Nous n’avons pas épargné le temps à la compléter dans de nombreux détails, et à la faire plus correcte que son modèle.

  1. Ce sont celles de toutes les éditions du livre, depuis la première de 1783.
  2. P. 517, article Erotika biblion.
  3. Grand in-8o. — Dondey-Dupré.
  4. Intermédiaire du 25 avril 1866.
  5. Dissertation sur l’Alcibiade fanciullo a scola, traduite de l’italien de Giamb. Baseggio, et accompagnée de notes et d’une postface, par un bibliophile français. Paris, J. Gay, 1861. Petit in-8o. — Une traduction française de l’Alcibiade, dont l’auteur, suivant Al. Baseggio, est Ferrante Pallavicini, vient de paraître à l’étranger.
  6. Exemple : — Pædicare. Masculum inire. (Notes de Erotika.) — Pædicare. Proprie est puerum inire, quod patet ex etymo ; latiore vero sensu, de quacumque constupratione postera, seu in exoletum, seu quidem in fœminam. (Glossarium eroticum.)

    La même comparaison répétée pour les autres mots de cette nomenclature complémentaire : prurire, lickenare, ligurire, spinthrias, sellarii, laisse, sans exception, l’avantage aux définitions du Glossarium.

  7. Les curieux ne seront peut-être pas fâchés de trouver ici, sur cet incendie mémorable, et tel qu’il serait à souhaiter pour le commerce de la librairie, qu’il s’en produisit un pareil toutes les années bissextiles, deux nouvelles relevées dans la Gazette des tribunaux, de 1835.
    13 décembre 1835.

    Aujourd’hui, dans la matinée, un affreux incendie a éclaté rue du Pot-de-Fer-Saint-Sulpice, 14, dans un vaste magasin de librairie et d’imprimerie, appartenant à plusieurs libraires et brocheurs. Il a été la proie des flammes, ainsi que le magasin d’un épicier en gros qui y est attenant… Vers 3 heures seulement, on a pu être maître du feu de manière à en arrêter les progrès. Plus de 115 mètres carrés de bâtiments, garnis de papier, brûlent encore à l’heure où nous écrivons.
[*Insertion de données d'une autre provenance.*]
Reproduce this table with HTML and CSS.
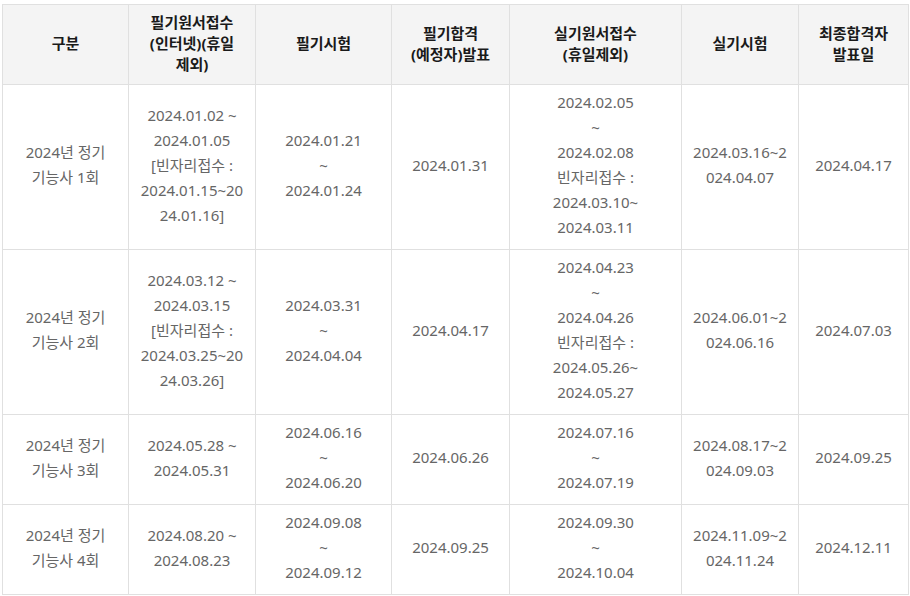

On évalue à plus de 3 millions les pertes occasionnées par ce sinistre, que l’on attribue à l’imprudence d’un employé.

    20 décembre 1835.

    M. Lenormant, libraire, qui a éprouvé des pertes considérables, et cependant moins fortes qu’on ne l’avait cru d’abord, nous écrit que sa mère était assurée pour 200 000 francs, et que cette somme vient de lui être remboursée par la Compagnie d’assurances générales, qui a fait preuve d’une loyauté à laquelle il est de son devoir de rendre justice. Le feu n’est pas encore éteint, et cependant la Compagnie s’est déjà, sans la moindre discussion, entièrement libérée.